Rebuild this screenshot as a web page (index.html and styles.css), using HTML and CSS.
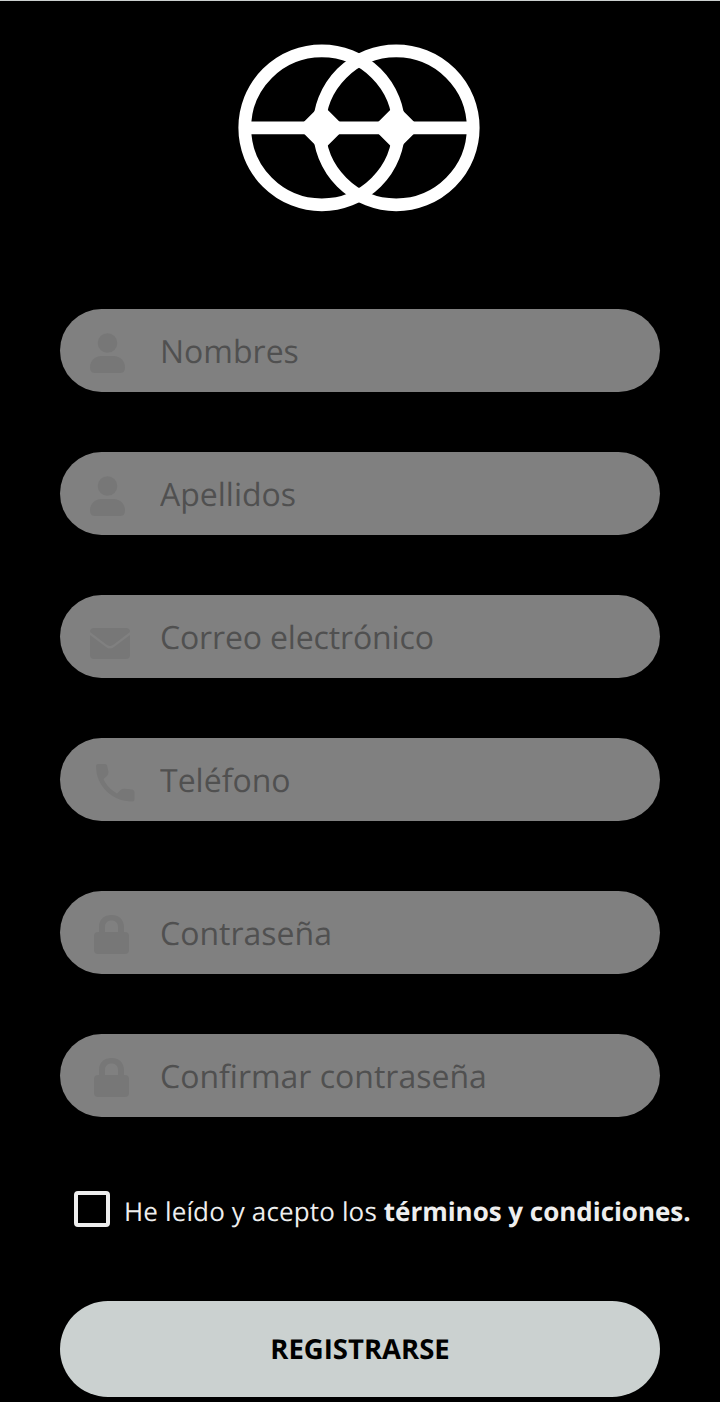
FILE: index.html
```
<!DOCTYPE html>
<html lang="es">
<head>
    <meta charset="UTF-8">
    <meta name="viewport" content="width=device-width, initial-scale=1.0">
    <title>Registro</title>
    <link rel="stylesheet" href="styles.css">
</head>
<body>
    <!-- Iconos -->
    <svg class="sprite" aria-hidden="true">
        <symbol id="icon-user" viewBox="0 0 50 45">
            <circle cx="17.5" cy="15" r="9.8"/>
            <path d="M11 28H24C30 28 35 33 35 39V40Q35 45 30 45H5Q0 45 0 40V39C0 33 5 28 11 28Z"/>
        </symbol>
        <symbol id="icon-mail" viewBox="0 0 50 45">
            <path d="M4 14H36Q40 14 40 18L23 31Q20 33.2 17 31L0 18Q0 14 4 14Z"/>
            <path d="M0 21L16 33Q20 36 24 33L40 21V41Q40 45 36 45H4Q0 45 0 41Z"/>
        </symbol>
        <symbol id="icon-phone" viewBox="0 0 50 45">
            <path d="M8 7H15Q17 7 17.2 9L18.500 15Q18.500 17 17 19L13.500 22C16 28 21 33 27 36.500L30.500 33Q32 31.500 35 31.700L42.500 32.500Q44.500 33 44.500 35V42Q44.500 44.500 42 44.500C22 44.500 6 29 6 9Q6 7 8 7Z"/>
        </symbol>
        <symbol id="icon-lock" viewBox="0 0 50 45">
            <path fill-rule="evenodd" d="M9 22V17C9 9.500 14 5 21.500 5S34 9.500 34 17V22H35Q39 22 39 26V40Q39 44 35 44H8Q4 44 4 40V26Q4 22 8 22ZM15 22H28V17C28 13 25.500 10.500 21.500 10.500S15 13 15 17Z"/>
        </symbol>
    </svg>

    <header>
        <svg class="logo" viewBox="0 0 242 168">
            <g fill="none" stroke="#fff" stroke-width="12.8">
                <circle cx="83.800" cy="83.800" r="77"/>
                <circle cx="158.200" cy="83.800" r="77"/>
                <path d="M8 83.800H234"/>
            </g>
            <path fill="#fff" d="M60 83.800L83.800 60L107.600 83.800L83.800 107.600ZM134.400 83.800L158.200 60L182 83.800L158.200 107.600Z"/>
        </svg>
    </header>

    <form class="registro">
        <label class="campo">
            <svg class="icono"><use href="#icon-user"/></svg>
            <input type="text" placeholder="Nombres">
        </label>
        <label class="campo">
            <svg class="icono"><use href="#icon-user"/></svg>
            <input type="text" placeholder="Apellidos">
        </label>
        <label class="campo correo">
            <svg class="icono"><use href="#icon-mail"/></svg>
            <input type="email" placeholder="Correo electrónico">
        </label>
        <label class="campo">
            <svg class="icono"><use href="#icon-phone"/></svg>
            <input type="tel" placeholder="Teléfono">
        </label>
        <label class="campo clave">
            <svg class="icono"><use href="#icon-lock"/></svg>
            <input type="password" placeholder="Contraseña">
        </label>
        <label class="campo">
            <svg class="icono"><use href="#icon-lock"/></svg>
            <input type="password" placeholder="Confirmar contraseña">
        </label>

        <label class="terminos">
            <input type="checkbox">
            <span>He leído y acepto los <strong>términos y condiciones.</strong></span>
        </label>

        <button type="button">REGISTRARSE</button>
    </form>
</body>
</html>
```

FILE: styles.css
```
* {
    box-sizing: border-box;
    margin: 0;
    padding: 0;
}

body {
    font-family: "Open Sans", sans-serif;
    background-color: #000;
    border-top: 1px solid #cbd0cf;
    min-height: 1402px;
    text-rendering: geometricPrecision;
}

.sprite {
    display: none;
}

header {
    display: flex;
    justify-content: center;
    padding-top: 43px;
    padding-right: 2px;
    height: 308px;
}

.logo {
    width: 242px;
    height: 168px;
}

.registro {
    display: flex;
    flex-direction: column;
    padding: 0 60px;
}

.campo {
    display: flex;
    align-items: center;
    gap: 20px;
    height: 83px;
    padding: 0 30px;
    margin-bottom: 60px;
    background-color: #808080;
    border-radius: 42px;
}

.campo.clave {
    margin-top: 10px;
}

.icono {
    width: 50px;
    height: 45px;
    flex-shrink: 0;
    fill: #777;
}

.campo input {
    flex: 1;
    min-width: 0;
    height: 60px;
    padding-top: 1px;
    border: none;
    outline: none;
    background: transparent;
    font-family: inherit;
    font-size: 32px;
    text-rendering: inherit;
    color: #505050;
}

.campo input::placeholder {
    color: #505050;
    opacity: 1;
}

.campo.correo input {
    letter-spacing: -0.15px;
}

.terminos {
    display: flex;
    align-items: center;
    gap: 14px;
    height: 36px;
    margin: 14px -40px 74px 14px;
    font-size: 26px;
    letter-spacing: 0.14px;
    color: #eee;
    white-space: nowrap;
}

.terminos strong {
    letter-spacing: -0.03px;
}

.terminos input {
    appearance: none;
    width: 36px;
    height: 36px;
    flex-shrink: 0;
    border: 4px solid #eee;
    border-radius: 4px;
}

.terminos span {
    padding-top: 3px;
}

button {
    height: 96px;
    border: none;
    border-radius: 48px;
    background-color: #cbd1d0;
    color: #000;
    font-family: inherit;
    font-size: 27.5px;
    font-weight: 700;
    text-rendering: inherit;
}
```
# # # # #
> SET EXERCISE
Skip every picture and transcribe the data above exactly.

> TASK ANSWER
Rebuild this screenshot as a web page (index.html and styles.css), using HTML and CSS.
FILE: index.html
```
<!DOCTYPE html>
<html lang="es">
<head>
    <meta charset="UTF-8">
    <meta name="viewport" content="width=device-width, initial-scale=1.0">
    <title>Registro</title>
    <link rel="stylesheet" href="styles.css">
</head>
<body>
    <!-- Iconos -->
    <svg class="sprite" aria-hidden="true">
        <symbol id="icon-user" viewBox="0 0 50 45">
            <circle cx="17.5" cy="15" r="9.8"/>
            <path d="M11 28H24C30 28 35 33 35 39V40Q35 45 30 45H5Q0 45 0 40V39C0 33 5 28 11 28Z"/>
        </symbol>
        <symbol id="icon-mail" viewBox="0 0 50 45">
            <path d="M4 14H36Q40 14 40 18L23 31Q20 33.2 17 31L0 18Q0 14 4 14Z"/>
            <path d="M0 21L16 33Q20 36 24 33L40 21V41Q40 45 36 45H4Q0 45 0 41Z"/>
        </symbol>
        <symbol id="icon-phone" viewBox="0 0 50 45">
            <path d="M8 7H15Q17 7 17.2 9L18.500 15Q18.500 17 17 19L13.500 22C16 28 21 33 27 36.500L30.500 33Q32 31.500 35 31.700L42.500 32.500Q44.500 33 44.500 35V42Q44.500 44.500 42 44.500C22 44.500 6 29 6 9Q6 7 8 7Z"/>
        </symbol>
        <symbol id="icon-lock" viewBox="0 0 50 45">
            <path fill-rule="evenodd" d="M9 22V17C9 9.500 14 5 21.500 5S34 9.500 34 17V22H35Q39 22 39 26V40Q39 44 35 44H8Q4 44 4 40V26Q4 22 8 22ZM15 22H28V17C28 13 25.500 10.500 21.500 10.500S15 13 15 17Z"/>
        </symbol>
    </svg>

    <header>
        <svg class="logo" viewBox="0 0 242 168">
            <g fill="none" stroke="#fff" stroke-width="12.8">
                <circle cx="83.800" cy="83.800" r="77"/>
                <circle cx="158.200" cy="83.800" r="77"/>
                <path d="M8 83.800H234"/>
            </g>
            <path fill="#fff" d="M60 83.800L83.800 60L107.600 83.800L83.800 107.600ZM134.400 83.800L158.200 60L182 83.800L158.200 107.600Z"/>
        </svg>
    </header>

    <form class="registro">
        <label class="campo">
            <svg class="icono"><use href="#icon-user"/></svg>
            <input type="text" placeholder="Nombres">
        </label>
        <label class="campo">
            <svg class="icono"><use href="#icon-user"/></svg>
            <input type="text" placeholder="Apellidos">
        </label>
        <label class="campo correo">
            <svg class="icono"><use href="#icon-mail"/></svg>
            <input type="email" placeholder="Correo electrónico">
        </label>
        <label class="campo">
            <svg class="icono"><use href="#icon-phone"/></svg>
            <input type="tel" placeholder="Teléfono">
        </label>
        <label class="campo clave">
            <svg class="icono"><use href="#icon-lock"/></svg>
            <input type="password" placeholder="Contraseña">
        </label>
        <label class="campo">
            <svg class="icono"><use href="#icon-lock"/></svg>
            <input type="password" placeholder="Confirmar contraseña">
        </label>

        <label class="terminos">
            <input type="checkbox">
            <span>He leído y acepto los <strong>términos y condiciones.</strong></span>
        </label>

        <button type="button">REGISTRARSE</button>
    </form>
</body>
</html>
```

FILE: styles.css
```
* {
    box-sizing: border-box;
    margin: 0;
    padding: 0;
}

body {
    font-family: "Open Sans", sans-serif;
    background-color: #000;
    border-top: 1px solid #cbd0cf;
    min-height: 1402px;
    text-rendering: geometricPrecision;
}

.sprite {
    display: none;
}

header {
    display: flex;
    justify-content: center;
    padding-top: 43px;
    padding-right: 2px;
    height: 308px;
}

.logo {
    width: 242px;
    height: 168px;
}

.registro {
    display: flex;
    flex-direction: column;
    padding: 0 60px;
}

.campo {
    display: flex;
    align-items: center;
    gap: 20px;
    height: 83px;
    padding: 0 30px;
    margin-bottom: 60px;
    background-color: #808080;
    border-radius: 42px;
}

.campo.clave {
    margin-top: 10px;
}

.icono {
    width: 50px;
    height: 45px;
    flex-shrink: 0;
    fill: #777;
}

.campo input {
    flex: 1;
    min-width: 0;
    height: 60px;
    padding-top: 1px;
    border: none;
    outline: none;
    background: transparent;
    font-family: inherit;
    font-size: 32px;
    text-rendering: inherit;
    color: #505050;
}

.campo input::placeholder {
    color: #505050;
    opacity: 1;
}

.campo.correo input {
    letter-spacing: -0.15px;
}

.terminos {
    display: flex;
    align-items: center;
    gap: 14px;
    height: 36px;
    margin: 14px -40px 74px 14px;
    font-size: 26px;
    letter-spacing: 0.14px;
    color: #eee;
    white-space: nowrap;
}

.terminos strong {
    letter-spacing: -0.03px;
}

.terminos input {
    appearance: none;
    width: 36px;
    height: 36px;
    flex-shrink: 0;
    border: 4px solid #eee;
    border-radius: 4px;
}

.terminos span {
    padding-top: 3px;
}

button {
    height: 96px;
    border: none;
    border-radius: 48px;
    background-color: #cbd1d0;
    color: #000;
    font-family: inherit;
    font-size: 27.5px;
    font-weight: 700;
    text-rendering: inherit;
}
```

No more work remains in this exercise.